More research said that I should remove the old kernels, thus freeing up the inodes. Well I did and we went back to the happy situation. For a while. Maybe two months…

Some months ago I had removed [with extreme prejudice] Windwoes XP. I no longer touched/rebooted into XP. I did not need the XP taking up space on my boot drive. So I made it an ext4 drive and used it for downloading storage. In previous years as drives got bigger and bigger, it was necessary to re-install Windwoes to a newer larger drive. This could take days of transferring settings ensuring all the little things like country got set correctly. In one case I forgot to set the country to South Africa, all the Office settings of course used US spelling! This needed a re-install.

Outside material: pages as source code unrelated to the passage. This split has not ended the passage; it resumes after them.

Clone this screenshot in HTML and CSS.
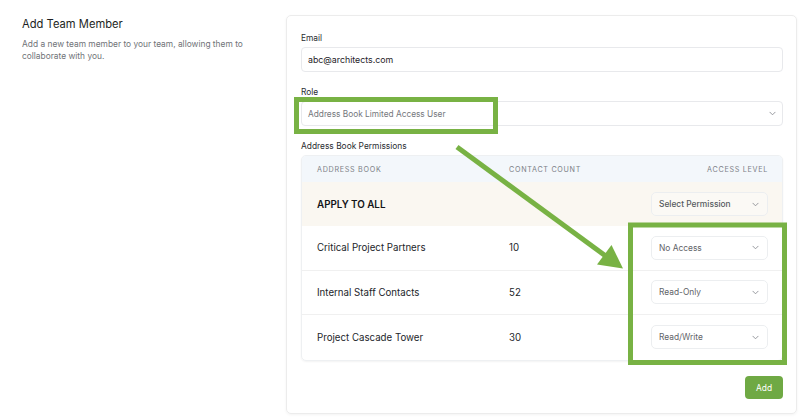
FILE: index.html
```html
<!DOCTYPE html>
<html>
<head>
<meta charset="utf-8">
<link rel="stylesheet" href="styles.css">
</head>
<body>
<div class="page">
  <aside class="intro">
    <h1 class="title">Add Team Member</h1>
    <p class="desc">Add a new team member to your team, allowing them to collaborate with you.</p>
  </aside>
  <main class="card">
    <div class="field">
      <div class="label">Email</div>
      <div class="input">abc@architects.com</div>
    </div>
    <div class="field">
      <div class="label">Role</div>
      <div class="input select muted"><span>Address Book Limited Access User</span>
        <svg class="chev" viewBox="0 0 8 5"><path d="M1 1l3 3 3-3" fill="none" stroke="currentColor" stroke-width="1" stroke-linecap="round" stroke-linejoin="round"/></svg>
      </div>
    </div>
    <div class="field">
      <div class="label">Address Book Permissions</div>
      <div class="table">
        <div class="row head">
          <div>Address Book</div>
          <div>Contact Count</div>
          <div class="right">Access Level</div>
        </div>
        <div class="row apply">
          <div class="strong">APPLY TO ALL</div>
          <div></div>
          <div class="right"><div class="perm bold"><span>Select Permission</span><svg class="chev" viewBox="0 0 8 5"><path d="M1 1l3 3 3-3" fill="none" stroke="currentColor" stroke-width="1" stroke-linecap="round" stroke-linejoin="round"/></svg></div></div>
        </div>
        <div class="row">
          <div>Critical Project Partners</div>
          <div>10</div>
          <div class="right"><div class="perm"><span>No Access</span><svg class="chev" viewBox="0 0 8 5"><path d="M1 1l3 3 3-3" fill="none" stroke="currentColor" stroke-width="1" stroke-linecap="round" stroke-linejoin="round"/></svg></div></div>
        </div>
        <div class="row">
          <div>Internal Staff Contacts</div>
          <div>52</div>
          <div class="right"><div class="perm"><span>Read-Only</span><svg class="chev" viewBox="0 0 8 5"><path d="M1 1l3 3 3-3" fill="none" stroke="currentColor" stroke-width="1" stroke-linecap="round" stroke-linejoin="round"/></svg></div></div>
        </div>
        <div class="row last">
          <div>Project Cascade Tower</div>
          <div>30</div>
          <div class="right"><div class="perm"><span>Read/Write</span><svg class="chev" viewBox="0 0 8 5"><path d="M1 1l3 3 3-3" fill="none" stroke="currentColor" stroke-width="1" stroke-linecap="round" stroke-linejoin="round"/></svg></div></div>
        </div>
      </div>
    </div>
    <div class="actions"><button class="btn">Add</button></div>
  </main>
</div>
<svg class="annot" viewBox="0 0 800 419" width="800" height="419">
  <rect x="296.5" y="99.5" width="199" height="32" fill="none" stroke="#78b244" stroke-width="5"/>
  <rect x="630.5" y="225" width="154" height="137.5" fill="none" stroke="#78b244" stroke-width="5"/>
  <line x1="457" y1="147" x2="605" y2="255.5" stroke="#78b244" stroke-width="5"/>
  <polygon points="623,268.5 597,264.5 611.5,245" fill="#78b244"/>
</svg>
</body>
</html>
```
FILE: styles.css
```css
* { box-sizing: border-box; }
html, body { margin: 0; padding: 0; background: #fff; }
body {
  font-family: Inter, "Liberation Sans", sans-serif;
  color: #1f2328;
  width: 800px;
  height: 419px;
  overflow: hidden;
  position: relative;
}
.page {
  display: flex;
  align-items: flex-start;
  height: 419px;
}
.intro {
  width: 286px;
  padding: 17px 0 0 22px;
}
.title {
  margin: 0;
  font-size: 11.2px;
  line-height: 14px;
  font-weight: 400;
  color: #1d1f23;
}
.desc {
  margin: 7px 0 0;
  font-size: 8.4px;
  line-height: 12px;
  color: #707378;
  max-width: 238px;
}
.card {
  margin-top: 15px;
  width: 511px;
  height: 399px;
  border: 1px solid #ececec;
  border-radius: 5px;
  box-shadow: 0 1px 3px rgba(0,0,0,0.05);
  padding: 16px 13px 14px 14px;
  display: flex;
  flex-direction: column;
}
.field { margin-bottom: 14px; }
.label {
  font-size: 8.4px;
  line-height: 13px;
  color: #2a2d31;
  margin-bottom: 2px;
}
.input {
  height: 25px;
  border: 1px solid #e8e9ec;
  border-radius: 4px;
  padding: 0 6px;
  display: flex;
  align-items: center;
  font-size: 8.8px;
  color: #1f2328;
}
.select { justify-content: space-between; }
.muted { color: #74777c; font-size: 8.3px; }
.chev {
  width: 7px;
  height: 5px;
  color: #8a8d92;
  flex: none;
}
.table {
  border: 1px solid #eef0f2;
  border-radius: 5px;
  overflow: hidden;
  box-shadow: 0 1px 2px rgba(0,0,0,0.05);
}
.row {
  display: grid;
  grid-template-columns: 192px 1fr 160px;
  align-items: center;
  height: 44.5px;
  padding: 0 14px 0 15px;
  border-bottom: 1px solid #f0f0f0;
  font-size: 9.7px;
  color: #22252a;
}
.row.last { border-bottom: none; }
.row.head {
  height: 26px;
  background: #f3f7fb;
  font-size: 7.2px;
  letter-spacing: 0.7px;
  text-transform: uppercase;
  color: #7d8187;
  border-bottom: none;
}
.row.apply {
  height: 44px;
  background: #faf7f1;
  border-bottom: none;
}
.strong { font-weight: 600; color: #121417; font-size: 9.8px; }
.right { display: flex; justify-content: flex-end; }
.perm {
  width: 117px;
  height: 24px;
  border: 1px solid #eceef0;
  border-radius: 5px;
  background: #fff;
  padding: 0 8px 0 7px;
  display: flex;
  align-items: center;
  justify-content: space-between;
  font-size: 8.4px;
  color: #5f6368;
}
.row.apply .perm { background: #fbf9f5; }
.perm.bold { font-weight: 500; color: #55595e; }
.actions {
  margin-top: auto;
  display: flex;
  justify-content: flex-end;
}
.btn {
  width: 38px;
  height: 23px;
  border: none;
  border-radius: 4px;
  background: #6fa944;
  color: #fff;
  font-family: inherit;
  font-size: 8.4px;
  padding: 0;
}
.annot {
  position: absolute;
  left: 0;
  top: 0;
  pointer-events: none;
}
```
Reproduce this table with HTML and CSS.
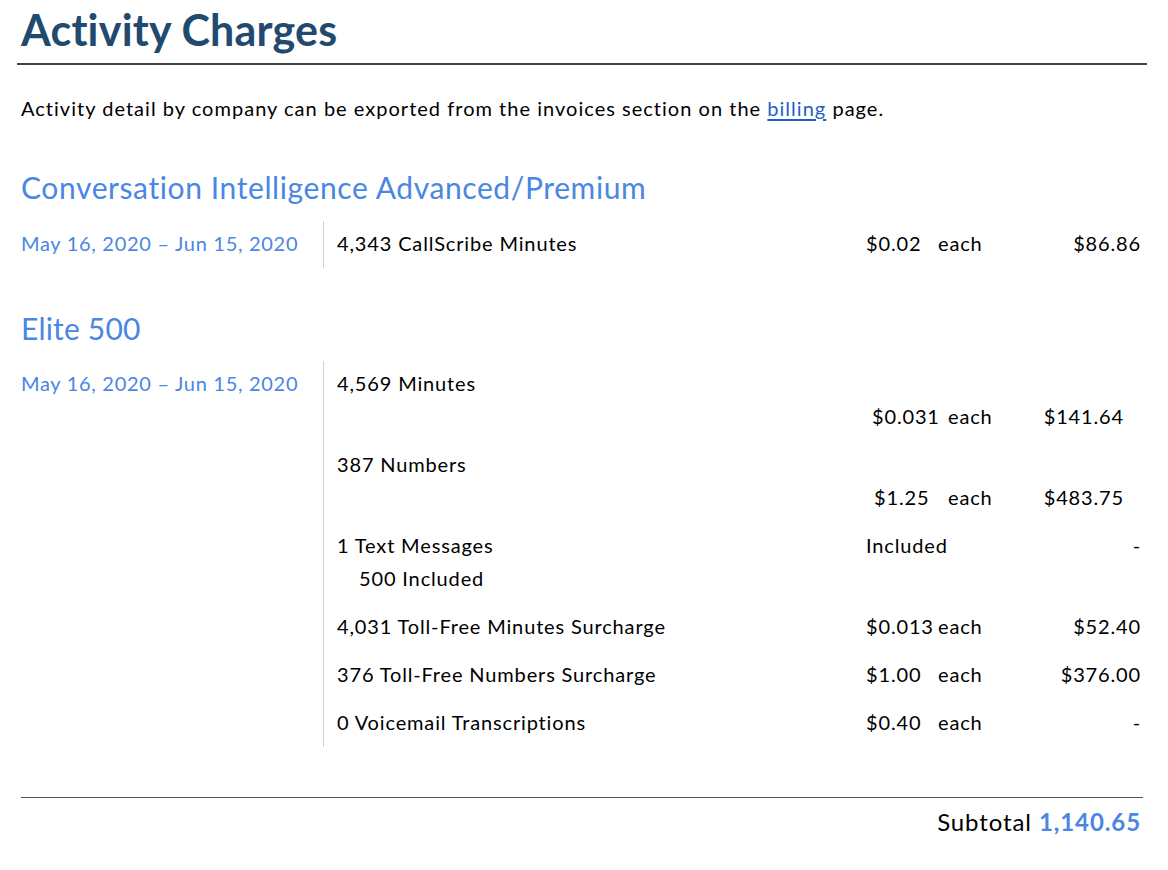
FILE: index.html
```html
<!DOCTYPE html>
<html lang="en">
<head>
<meta charset="utf-8">
<title>Activity Charges</title>
<link rel="stylesheet" href="styles.css">
</head>
<body>
<main class="page">
  <h1 class="title">Activity Charges</h1>
  <hr class="rule rule--top">
  <p class="intro">Activity detail by company can be exported from the invoices section on the <a class="link" href="#">billing</a> page.</p>

  <section class="product">
    <h2 class="product-name">Conversation Intelligence Advanced/Premium</h2>
    <div class="period">
      <div class="dates">May 16, 2020 – Jun 15, 2020</div>
      <div class="items">
        <div class="item">
          <div class="desc">4,343 CallScribe Minutes</div>
          <div class="unit">$0.02</div>
          <div class="each">each</div>
          <div class="total">$86.86</div>
        </div>
      </div>
    </div>
  </section>

  <section class="product">
    <h2 class="product-name product-name--short">Elite 500</h2>
    <div class="period">
      <div class="dates">May 16, 2020 – Jun 15, 2020</div>
      <div class="items">
        <div class="item item--split">
          <div class="desc">4,569 Minutes</div>
          <div class="unit">$0.031</div>
          <div class="each">each</div>
          <div class="total">$141.64</div>
        </div>
        <div class="item item--split">
          <div class="desc">387 Numbers</div>
          <div class="unit unit--narrow">$1.25</div>
          <div class="each">each</div>
          <div class="total">$483.75</div>
        </div>
        <div class="item">
          <div class="desc">1 Text Messages<span class="note">500 Included</span></div>
          <div class="unit">Included</div>
          <div class="each"></div>
          <div class="total">-</div>
        </div>
        <div class="item">
          <div class="desc">4,031 Toll-Free Minutes Surcharge</div>
          <div class="unit">$0.013</div>
          <div class="each">each</div>
          <div class="total">$52.40</div>
        </div>
        <div class="item">
          <div class="desc">376 Toll-Free Numbers Surcharge</div>
          <div class="unit">$1.00</div>
          <div class="each">each</div>
          <div class="total">$376.00</div>
        </div>
        <div class="item">
          <div class="desc">0 Voicemail Transcriptions</div>
          <div class="unit">$0.40</div>
          <div class="each">each</div>
          <div class="total">-</div>
        </div>
      </div>
    </div>
  </section>

  <hr class="rule rule--bottom">
  <div class="subtotal">Subtotal <strong class="subtotal-value">1,140.65</strong></div>
</main>
</body>
</html>
```

FILE: styles.css
```css
* { box-sizing: border-box; }

html, body {
  margin: 0;
  padding: 0;
  background: #ffffff;
}

body {
  font-family: Lato, "Open Sans", sans-serif;
  color: #000000;
}

.page {
  width: 1120px;
  margin-left: 21px;
}

.title {
  margin: 0;
  font-size: 43px;
  line-height: 56px;
  font-weight: 700;
  color: #224a6e;
  letter-spacing: 0.2px;
  padding-top: 2px;
}

.rule {
  border: 0;
  margin: 0;
  height: 1px;
}

.rule--top {
  background: #444444;
  height: 2px;
  margin: 5px -6px 0 -4px;
}

.intro {
  margin: 28px 0 0;
  font-size: 20px;
  line-height: 30px;
  letter-spacing: 1.02px;
}

.link {
  color: #1f5fc4;
  text-decoration: underline;
  text-underline-offset: 3px;
}

.product-name {
  margin: 44px 0 14px;
  font-size: 30px;
  line-height: 40px;
  font-weight: 400;
  color: #4a86e3;
  letter-spacing: 0.6px;
}

.product + .product .product-name {
  margin-top: 40px;
  margin-bottom: 13px;
}

.product-name--short {
  letter-spacing: 0.2px;
}

.period {
  display: grid;
  grid-template-columns: 302px minmax(0, 1fr);
}

.dates {
  font-size: 20px;
  line-height: 33px;
  letter-spacing: 0.7px;
  color: #4a86e3;
  padding-top: 6px;
}

.items {
  border-left: 1px solid #cfcfcf;
  padding: 6px 0 8px 13px;
  display: flex;
  flex-direction: column;
  gap: 15px;
}

.item {
  display: grid;
  grid-template-columns: 529px 72px minmax(0, 1fr) 110px;
  font-size: 20px;
  line-height: 33px;
  letter-spacing: 0.85px;
}

.desc { grid-column: 1; grid-row: 1; }
.unit { grid-column: 2; grid-row: 1; white-space: nowrap; }
.each { grid-column: 3; grid-row: 1; }
.total { grid-column: 4; grid-row: 1; text-align: right; white-space: nowrap; }

.note {
  display: block;
  padding-left: 22px;
}

.item--split {
  grid-template-columns: 535px 76px minmax(0, 1fr) 110px;
}

.item--split .desc {
  grid-column: 1 / -1;
}

.item--split .unit,
.item--split .each,
.item--split .total {
  grid-row: 2;
}

.item--split .total {
  padding-right: 17px;
}

.unit--narrow {
  padding-left: 2px;
}

.rule--bottom {
  background: #555555;
  height: 1px;
  margin: 50px -2px 0 0;
}

.subtotal {
  text-align: right;
  font-size: 24px;
  line-height: 34px;
  letter-spacing: 0.9px;
  margin-top: 7px;
}

.subtotal-value {
  color: #4a86e3;
  font-weight: 700;
}
```
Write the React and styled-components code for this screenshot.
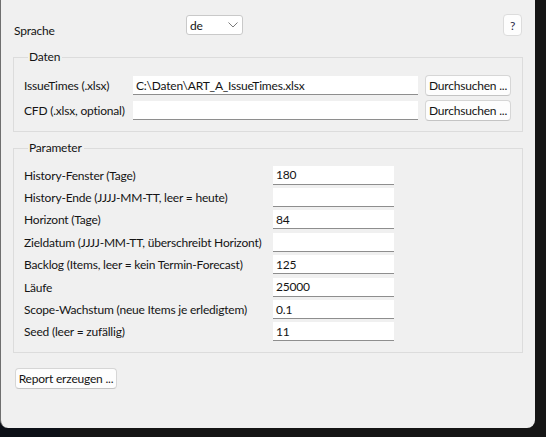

Now for the good part. I backed up my home directory [folder in Windwoes] and my spare part [downloads]. Commence install of lubuntu 15.10…on a whole disk not a partitioned one of 30GB each.

A couple of hours later, I restored my backups to the wide open space on the same disk. When I run df -i now I get loads of inodes. No ‘issues’ and hair pulling.

I should tell you that the disk drive is a Samsung solid state 60GB disk. Which has performed for several years superbly. It really sped up Windwoes, booting in 4 to 5 seconds. Unfortunately the speed was beaten by an identical PC running Ubuntu!
Now I am happy to boot into lubuntu in a matter of about 3 seconds. But I cannot take a sip of coffee between switching on and logging in!